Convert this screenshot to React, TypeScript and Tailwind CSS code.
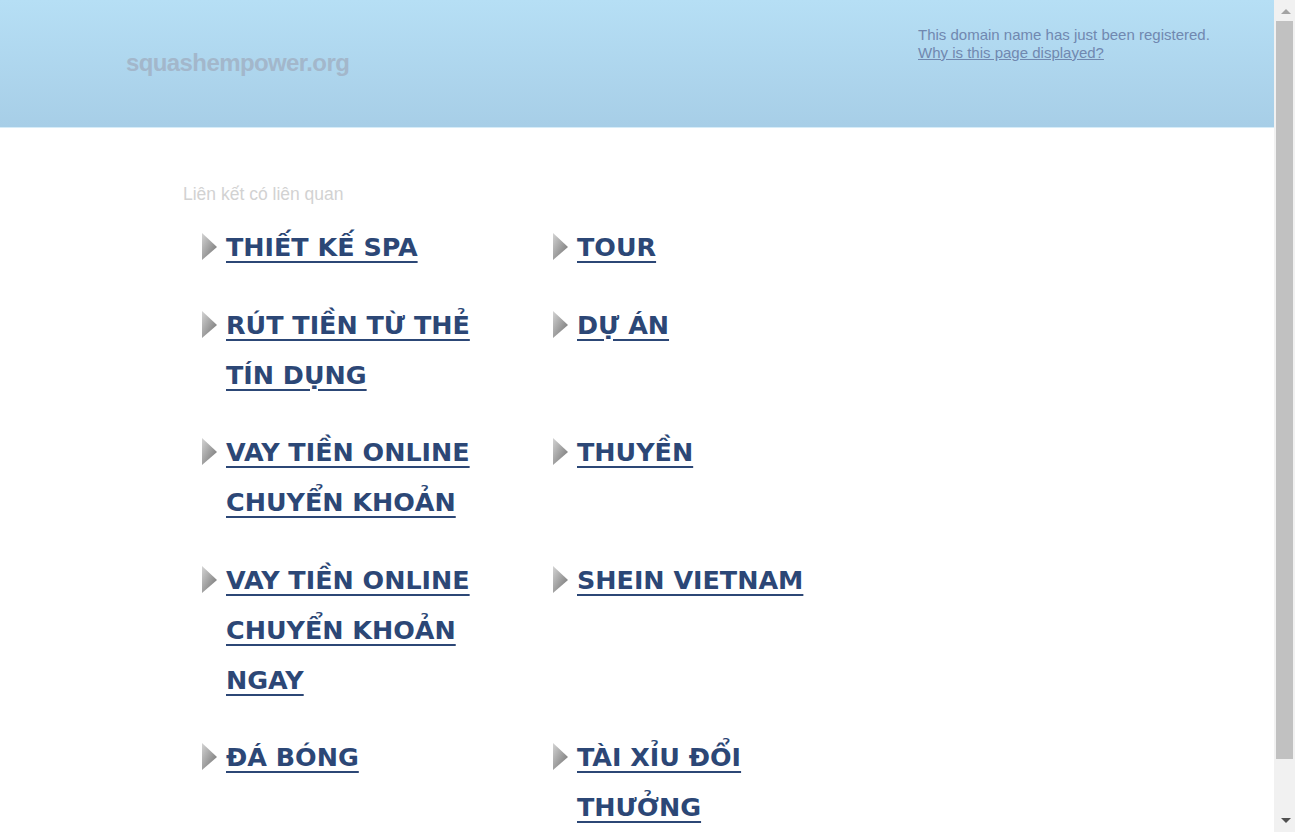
import React from 'react';

const links: [string, string][] = [
  ['THIẾT KẾ SPA', 'TOUR'],
  ['RÚT TIỀN TỪ THẺ TÍN DỤNG', 'DỰ ÁN'],
  ['VAY TIỀN ONLINE CHUYỂN KHOẢN', 'THUYỀN'],
  ['VAY TIỀN ONLINE CHUYỂN KHOẢN NGAY', 'SHEIN VIETNAM'],
  ['ĐÁ BÓNG', 'TÀI XỈU ĐỔI THƯỞNG'],
];

const Arrow = () => (
  <svg width="16" height="28" viewBox="0 0 16 28" className="shrink-0 mt-[11px]">
    <defs>
      <linearGradient id="arr" x1="0" y1="0" x2="1" y2="1">
        <stop offset="0" stopColor="#d4d4d4" />
        <stop offset="1" stopColor="#6e6e6e" />
      </linearGradient>
    </defs>
    <polygon points="0,0 15,14 0,27" fill="url(#arr)" />
  </svg>
);

const LinkItem = ({ text }: { text: string }) => (
  <div className="flex items-start gap-[8px] pl-[19px]">
    <Arrow />
    <a
      href="#"
      className="max-w-[275px] text-[25.4px] leading-[50px] font-bold text-[#2c4776] underline underline-offset-[5px] decoration-[2px]"
      style={{ fontFamily: '"DejaVu Sans", Verdana, sans-serif' }}
    >
      {text}
    </a>
  </div>
);

const Scrollbar = () => (
  <div className="fixed top-0 right-0 h-screen w-[21px] bg-[#f1f1f1] flex flex-col">
    <div className="h-[21px] flex justify-center pt-[9px] pl-[2px]">
      <svg width="10" height="5" viewBox="0 0 10 5"><polygon points="0,5 5,0 10,5" fill="#a3a3a3" /></svg>
    </div>
    <div className="ml-[2px] w-[17px] h-[738px] bg-[#c1c1c1]" />
    <div className="flex-1 flex justify-center items-end pb-[9px] pl-[2px]">
      <svg width="10" height="5" viewBox="0 0 10 5"><polygon points="0,0 10,0 5,5" fill="#505050" /></svg>
    </div>
  </div>
);

export default function App() {
  return (
    <div className="min-h-[900px] bg-white" style={{ fontFamily: '"Liberation Sans", Arial, sans-serif' }}>
      <div className="mr-[21px]">
        <header className="h-[128px] bg-gradient-to-b from-[#b6dff5] to-[#a7cee7] border-b border-[#d6ecf8] flex justify-between">
          <div className="pl-[126px] pt-[45px] text-[24px] font-bold text-[#a3b7cb] tracking-[-0.6px]">
            squashempower.org
          </div>
          <div className="pt-[26px] text-[15px] leading-[18px] text-[#7088b0] w-[356px]">
            <div>This domain name has just been registered.</div>
            <a href="#" className="underline">Why is this page displayed?</a>
          </div>
        </header>
        <main className="pl-[183px] pt-[56px]">
          <div className="text-[17.5px] text-[#d2d2d2] leading-[20px]">Liên kết có liên quan</div>
          <div className="grid grid-cols-[351px_351px] pt-[18px]">
            {links.map(([a, b]) => (
              <React.Fragment key={a + b}>
                <div className="pb-[27.5px]"><LinkItem text={a} /></div>
                <div className="pb-[27.5px]"><LinkItem text={b} /></div>
              </React.Fragment>
            ))}
          </div>
        </main>
      </div>
      <Scrollbar />
    </div>
  );
}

--- Required task ---
Strip out the pictures and quote the remaining data word for word.

--- Answer for the task ---
Convert this screenshot to React, TypeScript and Tailwind CSS code.
import React from 'react';

const links: [string, string][] = [
  ['THIẾT KẾ SPA', 'TOUR'],
  ['RÚT TIỀN TỪ THẺ TÍN DỤNG', 'DỰ ÁN'],
  ['VAY TIỀN ONLINE CHUYỂN KHOẢN', 'THUYỀN'],
  ['VAY TIỀN ONLINE CHUYỂN KHOẢN NGAY', 'SHEIN VIETNAM'],
  ['ĐÁ BÓNG', 'TÀI XỈU ĐỔI THƯỞNG'],
];

const Arrow = () => (
  <svg width="16" height="28" viewBox="0 0 16 28" className="shrink-0 mt-[11px]">
    <defs>
      <linearGradient id="arr" x1="0" y1="0" x2="1" y2="1">
        <stop offset="0" stopColor="#d4d4d4" />
        <stop offset="1" stopColor="#6e6e6e" />
      </linearGradient>
    </defs>
    <polygon points="0,0 15,14 0,27" fill="url(#arr)" />
  </svg>
);

const LinkItem = ({ text }: { text: string }) => (
  <div className="flex items-start gap-[8px] pl-[19px]">
    <Arrow />
    <a
      href="#"
      className="max-w-[275px] text-[25.4px] leading-[50px] font-bold text-[#2c4776] underline underline-offset-[5px] decoration-[2px]"
      style={{ fontFamily: '"DejaVu Sans", Verdana, sans-serif' }}
    >
      {text}
    </a>
  </div>
);

const Scrollbar = () => (
  <div className="fixed top-0 right-0 h-screen w-[21px] bg-[#f1f1f1] flex flex-col">
    <div className="h-[21px] flex justify-center pt-[9px] pl-[2px]">
      <svg width="10" height="5" viewBox="0 0 10 5"><polygon points="0,5 5,0 10,5" fill="#a3a3a3" /></svg>
    </div>
    <div className="ml-[2px] w-[17px] h-[738px] bg-[#c1c1c1]" />
    <div className="flex-1 flex justify-center items-end pb-[9px] pl-[2px]">
      <svg width="10" height="5" viewBox="0 0 10 5"><polygon points="0,0 10,0 5,5" fill="#505050" /></svg>
    </div>
  </div>
);

export default function App() {
  return (
    <div className="min-h-[900px] bg-white" style={{ fontFamily: '"Liberation Sans", Arial, sans-serif' }}>
      <div className="mr-[21px]">
        <header className="h-[128px] bg-gradient-to-b from-[#b6dff5] to-[#a7cee7] border-b border-[#d6ecf8] flex justify-between">
          <div className="pl-[126px] pt-[45px] text-[24px] font-bold text-[#a3b7cb] tracking-[-0.6px]">
            squashempower.org
          </div>
          <div className="pt-[26px] text-[15px] leading-[18px] text-[#7088b0] w-[356px]">
            <div>This domain name has just been registered.</div>
            <a href="#" className="underline">Why is this page displayed?</a>
          </div>
        </header>
        <main className="pl-[183px] pt-[56px]">
          <div className="text-[17.5px] text-[#d2d2d2] leading-[20px]">Liên kết có liên quan</div>
          <div className="grid grid-cols-[351px_351px] pt-[18px]">
            {links.map(([a, b]) => (
              <React.Fragment key={a + b}>
                <div className="pb-[27.5px]"><LinkItem text={a} /></div>
                <div className="pb-[27.5px]"><LinkItem text={b} /></div>
              </React.Fragment>
            ))}
          </div>
        </main>
      </div>
      <Scrollbar />
    </div>
  );
}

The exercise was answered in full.